▶ Exercise
Leave out the pictures; transcribe all else exactly.

▶ Data segment
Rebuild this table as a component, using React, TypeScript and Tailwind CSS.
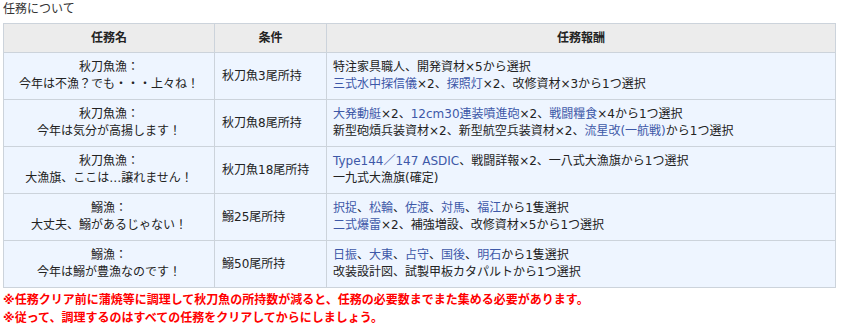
import * as React from "react";

type Part = string | { link: string };

interface Quest {
    title: string;
    subtitle: string;
    condition: string;
    rewards: Part[][];
}

const L = (link: string) => ({ link });

const quests: Quest[] = [
    {
        title: "秋刀魚漁：",
        subtitle: "今年は不漁？でも・・・上々ね！",
        condition: "秋刀魚3尾所持",
        rewards: [
            ["特注家具職人、開発資材×5から選択"],
            [L("三式水中探信儀"), "×2、", L("探照灯"), "×2、改修資材×3から1つ選択"],
        ],
    },
    {
        title: "秋刀魚漁：",
        subtitle: "今年は気分が高揚します！",
        condition: "秋刀魚8尾所持",
        rewards: [
            [L("大発動艇"), "×2、", L("12cm30連装噴進砲"), "×2、", L("戦闘糧食"), "×4から1つ選択"],
            ["新型砲熕兵装資材×2、新型航空兵装資材×2、", L("流星改(一航戦)"), "から1つ選択"],
        ],
    },
    {
        title: "秋刀魚漁：",
        subtitle: "大漁旗、ここは…譲れません！",
        condition: "秋刀魚18尾所持",
        rewards: [
            [L("Type144／147 ASDIC"), "、戦闘詳報×2、一八式大漁旗から1つ選択"],
            ["一九式大漁旗(確定)"],
        ],
    },
    {
        title: "鰯漁：",
        subtitle: "大丈夫、鰯があるじゃない！",
        condition: "鰯25尾所持",
        rewards: [
            [L("択捉"), "、", L("松輪"), "、", L("佐渡"), "、", L("対馬"), "、", L("福江"), "から1隻選択"],
            [L("二式爆雷"), "×2、補強増設、改修資材×5から1つ選択"],
        ],
    },
    {
        title: "鰯漁：",
        subtitle: "今年は鰯が豊漁なのです！",
        condition: "鰯50尾所持",
        rewards: [
            [L("日振"), "、", L("大東"), "、", L("占守"), "、", L("国後"), "、", L("明石"), "から1隻選択"],
            ["改装設計図、試製甲板カタパルトから1つ選択"],
        ],
    },
];

function Line({ parts }: { parts: Part[] }) {
    return (
        <div>
            {parts.map((p, i) =>
                typeof p === "string" ? (
                    <span key={i}>{p}</span>
                ) : (
                    <span key={i} className="text-[#3d58a8]">
                        {p.link}
                    </span>
                )
            )}
        </div>
    );
}

export default function App() {
    return (
        <div className="w-[841px] h-[327px] bg-white pl-[3px] text-[12px] text-[#222] font-['DejaVu_Sans','Noto_Sans_CJK_JP',sans-serif]">
            <div className="leading-[18px] mb-[5px] text-[#333]">任務について</div>
            <table className="w-[833px] border-collapse border border-[#ccd3db] table-fixed">
                <colgroup>
                    <col className="w-[211px]" />
                    <col className="w-[112px]" />
                    <col />
                </colgroup>
                <thead>
                    <tr className="bg-[#ececec]">
                        <th className="border border-[#ccd3db] py-[5px] leading-[18px] font-bold">任務名</th>
                        <th className="border border-[#ccd3db] py-[5px] leading-[18px] font-bold">条件</th>
                        <th className="border border-[#ccd3db] py-[5px] leading-[18px] font-bold">任務報酬</th>
                    </tr>
                </thead>
                <tbody>
                    {quests.map((q, i) => (
                        <tr key={i} className="bg-[#eef5ff]">
                            <td className="border border-[#ccd3db] py-[6px] leading-[17px] text-center align-middle">
                                <div>{q.title}</div>
                                <div>{q.subtitle}</div>
                            </td>
                            <td className="border border-[#ccd3db] py-[6px] pl-[7px] leading-[17px] align-middle">
                                {q.condition}
                            </td>
                            <td className="border border-[#ccd3db] py-[6px] pl-[6px] leading-[17px] align-middle">
                                {q.rewards.map((r, j) => (
                                    <Line key={j} parts={r} />
                                ))}
                            </td>
                        </tr>
                    ))}
                </tbody>
            </table>
            <div className="mt-[3px] leading-[18px] text-[#ff0000] font-bold">
                <div>※任務クリア前に蒲焼等に調理して秋刀魚の所持数が減ると、任務の必要数までまた集める必要があります。</div>
                <div>※従って、調理するのはすべての任務をクリアしてからにしましょう。</div>
            </div>
        </div>
    );
}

▶ Solution to the problem
Rebuild this table as a component, using React, TypeScript and Tailwind CSS.
import * as React from "react";

type Part = string | { link: string };

interface Quest {
    title: string;
    subtitle: string;
    condition: string;
    rewards: Part[][];
}

const L = (link: string) => ({ link });

const quests: Quest[] = [
    {
        title: "秋刀魚漁：",
        subtitle: "今年は不漁？でも・・・上々ね！",
        condition: "秋刀魚3尾所持",
        rewards: [
            ["特注家具職人、開発資材×5から選択"],
            [L("三式水中探信儀"), "×2、", L("探照灯"), "×2、改修資材×3から1つ選択"],
        ],
    },
    {
        title: "秋刀魚漁：",
        subtitle: "今年は気分が高揚します！",
        condition: "秋刀魚8尾所持",
        rewards: [
            [L("大発動艇"), "×2、", L("12cm30連装噴進砲"), "×2、", L("戦闘糧食"), "×4から1つ選択"],
            ["新型砲熕兵装資材×2、新型航空兵装資材×2、", L("流星改(一航戦)"), "から1つ選択"],
        ],
    },
    {
        title: "秋刀魚漁：",
        subtitle: "大漁旗、ここは…譲れません！",
        condition: "秋刀魚18尾所持",
        rewards: [
            [L("Type144／147 ASDIC"), "、戦闘詳報×2、一八式大漁旗から1つ選択"],
            ["一九式大漁旗(確定)"],
        ],
    },
    {
        title: "鰯漁：",
        subtitle: "大丈夫、鰯があるじゃない！",
        condition: "鰯25尾所持",
        rewards: [
            [L("択捉"), "、", L("松輪"), "、", L("佐渡"), "、", L("対馬"), "、", L("福江"), "から1隻選択"],
            [L("二式爆雷"), "×2、補強増設、改修資材×5から1つ選択"],
        ],
    },
    {
        title: "鰯漁：",
        subtitle: "今年は鰯が豊漁なのです！",
        condition: "鰯50尾所持",
        rewards: [
            [L("日振"), "、", L("大東"), "、", L("占守"), "、", L("国後"), "、", L("明石"), "から1隻選択"],
            ["改装設計図、試製甲板カタパルトから1つ選択"],
        ],
    },
];

function Line({ parts }: { parts: Part[] }) {
    return (
        <div>
            {parts.map((p, i) =>
                typeof p === "string" ? (
                    <span key={i}>{p}</span>
                ) : (
                    <span key={i} className="text-[#3d58a8]">
                        {p.link}
                    </span>
                )
            )}
        </div>
    );
}

export default function App() {
    return (
        <div className="w-[841px] h-[327px] bg-white pl-[3px] text-[12px] text-[#222] font-['DejaVu_Sans','Noto_Sans_CJK_JP',sans-serif]">
            <div className="leading-[18px] mb-[5px] text-[#333]">任務について</div>
            <table className="w-[833px] border-collapse border border-[#ccd3db] table-fixed">
                <colgroup>
                    <col className="w-[211px]" />
                    <col className="w-[112px]" />
                    <col />
                </colgroup>
                <thead>
                    <tr className="bg-[#ececec]">
                        <th className="border border-[#ccd3db] py-[5px] leading-[18px] font-bold">任務名</th>
                        <th className="border border-[#ccd3db] py-[5px] leading-[18px] font-bold">条件</th>
                        <th className="border border-[#ccd3db] py-[5px] leading-[18px] font-bold">任務報酬</th>
                    </tr>
                </thead>
                <tbody>
                    {quests.map((q, i) => (
                        <tr key={i} className="bg-[#eef5ff]">
                            <td className="border border-[#ccd3db] py-[6px] leading-[17px] text-center align-middle">
                                <div>{q.title}</div>
                                <div>{q.subtitle}</div>
                            </td>
                            <td className="border border-[#ccd3db] py-[6px] pl-[7px] leading-[17px] align-middle">
                                {q.condition}
                            </td>
                            <td className="border border-[#ccd3db] py-[6px] pl-[6px] leading-[17px] align-middle">
                                {q.rewards.map((r, j) => (
                                    <Line key={j} parts={r} />
                                ))}
                            </td>
                        </tr>
                    ))}
                </tbody>
            </table>
            <div className="mt-[3px] leading-[18px] text-[#ff0000] font-bold">
                <div>※任務クリア前に蒲焼等に調理して秋刀魚の所持数が減ると、任務の必要数までまた集める必要があります。</div>
                <div>※従って、調理するのはすべての任務をクリアしてからにしましょう。</div>
            </div>
        </div>
    );
}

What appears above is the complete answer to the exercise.